Concrete forms the central wall and a number of the columns. The building is situated in response to the landscape, which Aukrust was known for drawing. Against this landscape Fehn placed “a line of monumental pillars against the untouched valley beyond.” These pillars, which sit along the north side of the building, are composed of sawn lumber laminated together to form the ovoid shape. Birch shingles are used on the exterior of the polygon shaped auditorium. This reinforces the separation of the auditorium from the main gallery. In a similar way, Fehn uses stacked stone to distinguish the irregular gallery spaces to the north from the main gallery axis. The whole building is raised on a stacked stone base. Fehn comments, “At the end of the journey [through the country side to the site] the building had found its materials; stone for the dry walls, sand for the structural concrete elements and the ground concrete floor, pine for the wood work. Between all this glass stretches like a transparent skin. “

Tuesday, September 12

2: The Iron Age and the Bishopric

Iron Age Farm, 500 B.C. - 800 A.D. Ullandhaug, Rogaland

In the early stages of the Iron Age the dwellings were similar to those found in the Bronze Age. But with the spread of iron tools, modifications came. For instance, by the time iron tools are wide spread we see a change from the round, unworked posts of the Bronze Age to a squared-off post. This indicates a level of workmanship and use of tool that was not economically possible or desirable in the Bronze Age. Further, there was a change in the climate with wetter, cooler summers leading to changes in the built environment. The construction and material use becomes more sophisticated. Wattle and daub gives way to wooden walls. In some case these walls were protected by stones. In others, the wooden wall was exposed. A shallower sod roof supplants the steep thatched roof. However, some building ideas remain. Most notably in the use of the dwelling. The space is still occupied by both domicile and byre. But now, wall separations and separate entrances better define the spaces. It is in this way that the long house is developed. The people are becoming more sophisticated agrarians, and while hunting and gathering is undoubtedly pursued, most sustenance is from field and livestock. The single farm model continues to be the norm with several single-family farms associated with one landlord.

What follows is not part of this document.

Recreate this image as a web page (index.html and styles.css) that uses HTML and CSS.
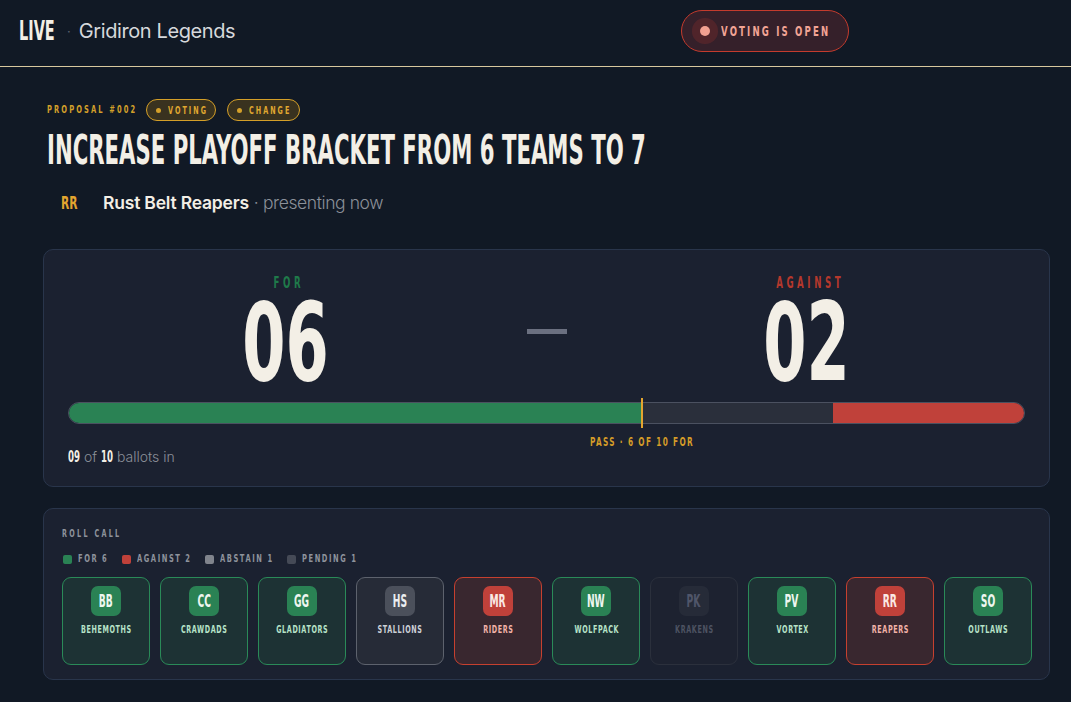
FILE: index.html
```html
<!DOCTYPE html>
<html lang="en">
<head>
<meta charset="utf-8">
<title>Gridiron Legends — Live Vote</title>
<link rel="stylesheet" href="styles.css">
</head>
<body>
<header class="topbar">
  <div class="brand">
    <span class="live"><span class="cx">LIVE</span></span>
    <span class="brand-dot">·</span>
    <span class="league">Gridiron Legends</span>
  </div>
  <div class="status-pill">
    <span class="status-dot"></span>
    <span class="status-text"><span class="cx">VOTING IS OPEN</span></span>
  </div>
  <div class="topbar-end"></div>
</header>

<main class="page">
  <div class="meta">
    <span class="proposal-id"><span class="cx">PROPOSAL #002</span></span>
    <span class="tag tag-voting"><span class="tag-dot"></span><span class="tag-text"><span class="cx">VOTING</span></span></span>
    <span class="tag tag-change"><span class="tag-dot"></span><span class="tag-text"><span class="cx">CHANGE</span></span></span>
  </div>
  <h1 class="title"><span class="cx">INCREASE PLAYOFF BRACKET FROM 6 TEAMS TO 7</span></h1>
  <div class="presenter">
    <span class="presenter-abbr"><span class="cx">RR</span></span>
    <span class="presenter-name">Rust Belt Reapers</span>
    <span class="presenter-note">· presenting now</span>
  </div>

  <section class="card score">
    <div class="tally">
      <div class="side">
        <div class="side-label for"><span class="cc">FOR</span></div>
        <div class="big"><span class="cc">06</span></div>
      </div>
      <div class="dash"></div>
      <div class="side">
        <div class="side-label against"><span class="cc">AGAINST</span></div>
        <div class="big"><span class="cc">02</span></div>
      </div>
    </div>
    <div class="bar">
      <div class="seg seg-for" style="width:60%"></div>
      <div class="seg seg-rest" style="width:20%"></div>
      <div class="seg seg-against" style="width:20%"></div>
      <div class="marker" style="left:60%">
        <span class="pass">PASS · 6 OF 10 FOR</span>
      </div>
    </div>
    <div class="ballots"><span class="num"><span class="cx">09</span></span> of <span class="num"><span class="cx">10</span></span> ballots in</div>
  </section>

  <section class="card roll">
    <div class="roll-title"><span class="cx">ROLL CALL</span></div>
    <div class="legend">
      <span class="legend-item li-1"><span class="sw sw-for"></span><span class="cx">FOR 6</span></span>
      <span class="legend-item li-2"><span class="sw sw-against"></span><span class="cx">AGAINST 2</span></span>
      <span class="legend-item li-3"><span class="sw sw-abstain"></span><span class="cx">ABSTAIN 1</span></span>
      <span class="legend-item li-4"><span class="sw sw-pending"></span><span class="cx">PENDING 1</span></span>
    </div>
    <div class="tiles">
      <div class="tile t-for"><div class="av"><span class="cc">BB</span></div><div class="tname"><span class="cc">BEHEMOTHS</span></div></div>
      <div class="tile t-for"><div class="av"><span class="cc">CC</span></div><div class="tname"><span class="cc">CRAWDADS</span></div></div>
      <div class="tile t-for"><div class="av"><span class="cc">GG</span></div><div class="tname"><span class="cc">GLADIATORS</span></div></div>
      <div class="tile t-abstain"><div class="av"><span class="cc">HS</span></div><div class="tname"><span class="cc">STALLIONS</span></div></div>
      <div class="tile t-against"><div class="av"><span class="cc">MR</span></div><div class="tname"><span class="cc">RIDERS</span></div></div>
      <div class="tile t-for"><div class="av"><span class="cc">NW</span></div><div class="tname"><span class="cc">WOLFPACK</span></div></div>
      <div class="tile t-pending"><div class="av"><span class="cc">PK</span></div><div class="tname"><span class="cc">KRAKENS</span></div></div>
      <div class="tile t-for"><div class="av"><span class="cc">PV</span></div><div class="tname"><span class="cc">VORTEX</span></div></div>
      <div class="tile t-against"><div class="av"><span class="cc">RR</span></div><div class="tname"><span class="cc">REAPERS</span></div></div>
      <div class="tile t-for"><div class="av"><span class="cc">SO</span></div><div class="tname"><span class="cc">OUTLAWS</span></div></div>
    </div>
  </section>
</main>
</body>
</html>
```

FILE: styles.css
```css
* { box-sizing: border-box; }
html, body { margin: 0; padding: 0; }
body {
  background: #111925;
  color: #f3efe6;
  font-family: Inter, "Noto Sans", "Liberation Sans", sans-serif;
  width: 1071px;
  height: 702px;
  overflow: hidden;
}

/* condensed display face: DejaVu Sans Condensed, squeezed horizontally */
.live, .status-text, .proposal-id, .tag-text, .title, .presenter-abbr, .side-label,
.big, .pass, .ballots .num, .roll-title, .legend, .av, .tname {
  font-family: "DejaVu Sans Condensed", "DejaVu Sans", sans-serif;
  font-weight: 700;
  white-space: nowrap;
}
.cx {
  display: inline-block;
  transform: scaleX(var(--sx, 0.68));
  transform-origin: left center;
  white-space: nowrap;
}
.cc {
  display: inline-block;
  transform: scaleX(var(--sx, 0.68));
  transform-origin: center center;
  white-space: nowrap;
}

/* ---------- top bar ---------- */
.topbar {
  height: 67px;
  border-bottom: 1px solid #d8c89e;
  display: flex;
  align-items: center;
  padding: 0 19px 4px;
}
.brand { display: flex; align-items: center; }
.live { font-size: 26px; line-height: 30px; color: #f3efe6; width: 36px; --sx: 0.62; }
.brand-dot { color: #5c6270; font-size: 13px; margin: 0 8px 0 12px; }
.league { font-size: 20px; color: #d6d8dc; font-weight: 400; letter-spacing: -0.4px; }

.status-pill {
  margin-left: auto;
  height: 42px;
  width: 168px;
  border: 1px solid #c43b2d;
  border-radius: 21px;
  background: #35202a;
  display: flex;
  align-items: center;
  padding-left: 18px;
}
.status-dot {
  flex: none;
  width: 10px; height: 10px; border-radius: 50%;
  background: #f2a091;
  box-shadow: 0 0 0 8px rgba(192, 57, 43, 0.20);
  margin-right: 11px;
}
.status-text { font-size: 14px; line-height: 16px; color: #f2a495; letter-spacing: 3.2px; width: 108px; }
.topbar-end { width: 203px; }

/* ---------- proposal header ---------- */
.page { padding: 32px 21px 0 43px; }

.meta { display: flex; align-items: center; padding-left: 4px; height: 22px; }
.proposal-id { font-size: 11px; line-height: 12px; color: #d4a02a; letter-spacing: 3.1px; width: 99px; }
.tag {
  height: 22px;
  display: inline-flex; align-items: center;
  border: 1px solid #d49f28;
  background: #39321f;
  border-radius: 11px;
  padding-left: 9px;
  color: #e0a830;
  margin-right: 11px;
}
.tag-voting { width: 70px; }
.tag-change { width: 73px; }
.tag-text { font-size: 10.5px; line-height: 12px; letter-spacing: 3px; width: 40px; }
.tag-dot { flex: none; width: 5px; height: 5px; border-radius: 50%; background: #d4a02a; margin-right: 7px; }

.title {
  margin: 7px 0 0 4px;
  font-size: 40px;
  line-height: 44px;
  height: 44px;
  color: #f3efe6;
  overflow: hidden;
  --sx: 0.59;
}

.presenter { display: flex; align-items: baseline; margin: 19px 0 0 18px; height: 24px; line-height: 24px; }
.presenter-abbr { font-size: 17px; color: #e3a52f; width: 42px; --sx: 0.7; }
.presenter-name { font-size: 17.5px; font-weight: 600; color: #f3efe6; letter-spacing: -0.2px; }
.presenter-note { font-size: 17.5px; font-weight: 300; color: #8b9099; margin-left: 5px; letter-spacing: -0.4px; }

/* ---------- cards ---------- */
.card {
  background: #1b2130;
  border: 1px solid #29354b;
  border-radius: 10px;
}

.score { margin-top: 34px; padding: 24px 24px 0; height: 238px; }

.tally { display: grid; grid-template-columns: 1fr 85px 1fr; align-items: start; }
.side { text-align: center; }
.side-label { font-size: 15px; line-height: 18px; letter-spacing: 5.6px; --sx: 0.64; }
.side-label .cc { margin-right: -5.6px; }
.side-label.for { color: #1f7a4a; }
.side-label.against { color: #b5382c; }
.big { font-size: 108px; line-height: 97px; color: #f3efe6; margin-top: 2px; --sx: 0.64; }
.dash { width: 40px; height: 5px; background: #6b7080; margin: 55px auto 0; }

.bar {
  position: relative;
  margin-top: 11px;
  height: 22px;
  border: 1px solid #4b5160;
  border-radius: 11px;
  display: flex;
}
.seg { height: 100%; }
.seg-for { background: #2a8254; border-radius: 10px 0 0 10px; }
.seg-rest { background: #2a2f3b; }
.seg-against { background: #c0413a; border-radius: 0 10px 10px 0; }
.marker {
  position: absolute;
  top: -5px; bottom: -5px;
  width: 2px;
  margin-left: -1px;
  background: #e3a52f;
}
.pass {
  position: absolute;
  top: 37px;
  left: 1px;
  transform: translateX(-50%) scaleX(0.68);
  font-size: 12px;
  line-height: 14px;
  letter-spacing: 2px;
  color: #d49c28;
}

.ballots { margin-top: 23px; font-size: 14px; line-height: 20px; color: #8b9099; font-weight: 300; }
.ballots .num { font-size: 16.5px; color: #f3efe6; font-weight: 700; display: inline-block; width: 12px; --sx: 0.58; }

.roll { margin-top: 21px; padding: 18px 18px 0 18px; height: 172px; }
.roll-title { font-size: 10.5px; line-height: 12px; letter-spacing: 3.4px; color: #8e939c; }
.legend { display: flex; margin-top: 14px; font-size: 11px; line-height: 12px; letter-spacing: 2.3px; color: #8e939c; padding-left: 1px; }
.legend-item { display: inline-flex; align-items: center; }
.li-1 { width: 59px; }
.li-2 { width: 83px; }
.li-3 { width: 82px; }
.li-4 { width: 80px; }
.sw { flex: none; width: 9px; height: 9px; border-radius: 2px; margin-right: 6px; }
.sw-for { background: #2a8254; }
.sw-against { background: #c0413a; }
.sw-abstain { background: #80848c; }
.sw-pending { background: #454a56; }

.tiles { display: flex; gap: 10px; margin-top: 12px; }
.tile {
  flex: none;
  width: 88px; height: 88px;
  border: 1px solid;
  border-radius: 9px;
  display: flex; flex-direction: column; align-items: center;
  padding-top: 8px;
}
.av {
  width: 30px; height: 30px; border-radius: 7px;
  display: flex; align-items: center; justify-content: center;
  font-size: 17px; line-height: 20px;
  --sx: 0.6;
}
.tname { margin-top: 7px; font-size: 10.5px; line-height: 12px; letter-spacing: 0.9px; }
.tname .cc { margin-right: -0.9px; }

.t-for { background: #1d3234; border-color: #2a8a58; }
.t-for .av { background: #2a8254; color: #eef6f0; }
.t-for .tname { color: #b7e3c8; }
.t-against { background: #39272f; border-color: #c6402f; }
.t-against .av { background: #c0413a; color: #fbe9e5; }
.t-against .tname { color: #f2b2a8; }
.t-abstain { background: #262b37; border-color: #5d626d; }
.t-abstain .av { background: #4b505b; color: #eceef0; }
.t-abstain .tname { color: #ccd0d6; }
.t-pending { background: #1d2230; border-color: #2b303c; }
.t-pending .av { background: #262b38; color: #50566a; }
.t-pending .tname { color: #4d5362; }
```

The Iron Age farmer continues to use the same structures to house both his family and his livestock. However, the spaces take on individual definition with the addition of interior walls that separate the domicile from the byre. As in the Bronze Age hut, this dwelling has three isles. However, because the space is narrower, the outer isle is transformed into a bench. This doubles as seating and sleeping area. The center of the space continues to be used for the hearth, with several different pits being used throughout the length of the living area. Above the hearths are openings in the ceiling to evacuate smoke. There is the added benefit of letting in additional light through these smoke holes. In addition there were several entrances, most likely separate by gender.




The acquisition of iron tools dramatically changes the way materials are used. Specifically wood. The harder iron tools allow the vernacular builder to develop skills in shaping wood. This is seen in the squared off posts, something not economically possible with the bronze axe. In addition, the wood siding of the interior wall is fitted into notches in the upper and lower sill.





Stone is used to create the outer wall. This adds insulation and protects the wooden inner wall. The stones were stacked in such a way as to draw water away from the inner wooden wall.



There is a decking laid over the rafters and purlins. This decking is covered in birch bark and sod is laid on top of that. The roof pitch is significantly shallower in the Iron Age due to the use of sod. At 27 degrees the sod remains in place and allows water to drain from the roof. Special branched sections of tree limbs were used to provide additional security for the sod.





Although the dwellings contain both humans and animals, we begin to see multiple buildings used in a single farm. These are arranged to form a yard in which daily activity would have taken place.



The Iron Age is a refining of the dwelling that we will see developed through the Viking age and into the Middle Ages.

There is still no known construction of ceremonial buildings in the Iron Age. Like the Bronze Age, spiritual commune was most likely performed in nature (forest groves or special stone formations) or in the home.



Archbishopric Museum of Hamar + Addition, Hamar, 1967-79, 2006


This museum is an architectural intervention into a Bishop’s residence that was built on top of a medieval farm. The Bishop’s residence was left to ruin and in there was an excavation of the site in the 60’s. Fehn’s intervention holds the artifacts from various periods in time. The main feature of the museum is the path. You enter the museum through the original gates of the Bishop’s residence. After purchasing a ticket you pass into the inner courtyard. Here you see remnants of the various periods of the sites history. The path begins here with a ramp that leads up in a sweeping arc up though the courtyard and back into the museum. Here you encounter your first exhibit. A revolving space that also is the upper portion of the auditorium. The Auditorium drops down from this third floor into what was the barn. From here you descend a spiral staircase to the continuation of the past. But also here is an Iron Age exhibit in a room below the Auditorium seating. The path moves back toward the main gate. However it is an elevated tray. Over either side of the tray you can look down onto the excavation of and see the layers of the site and building as they move up through the architecture. There are two floating boxes along this portion of the path, which hold relics from the excavation. Following this you are lead to the folk museum, which is a series of trays that hold various folk artifacts from medieval times through the 19th century.





















The original intervention was begun in 1967 and completed in 1979. Fehn has recently completed two additions to the museum. The first is a large pavilion over where the servant’s quarters use to be. This is characterized by the large wooden trusses that span the ruins here.





The other is an entrance to an as yet unfinished expansion of the museum into another building. Both of these additions suffer for there closeness to the original intervention.




Some of the details in the additions are not as elegant as what Fehn had done 30 years ago. There are unresolved intersections and a forced nature to the materials and execution. These things, in a building of it’s own, would have made little difference. But in connection with arguably one of the most important buildings in Norway, they are made to look shabby.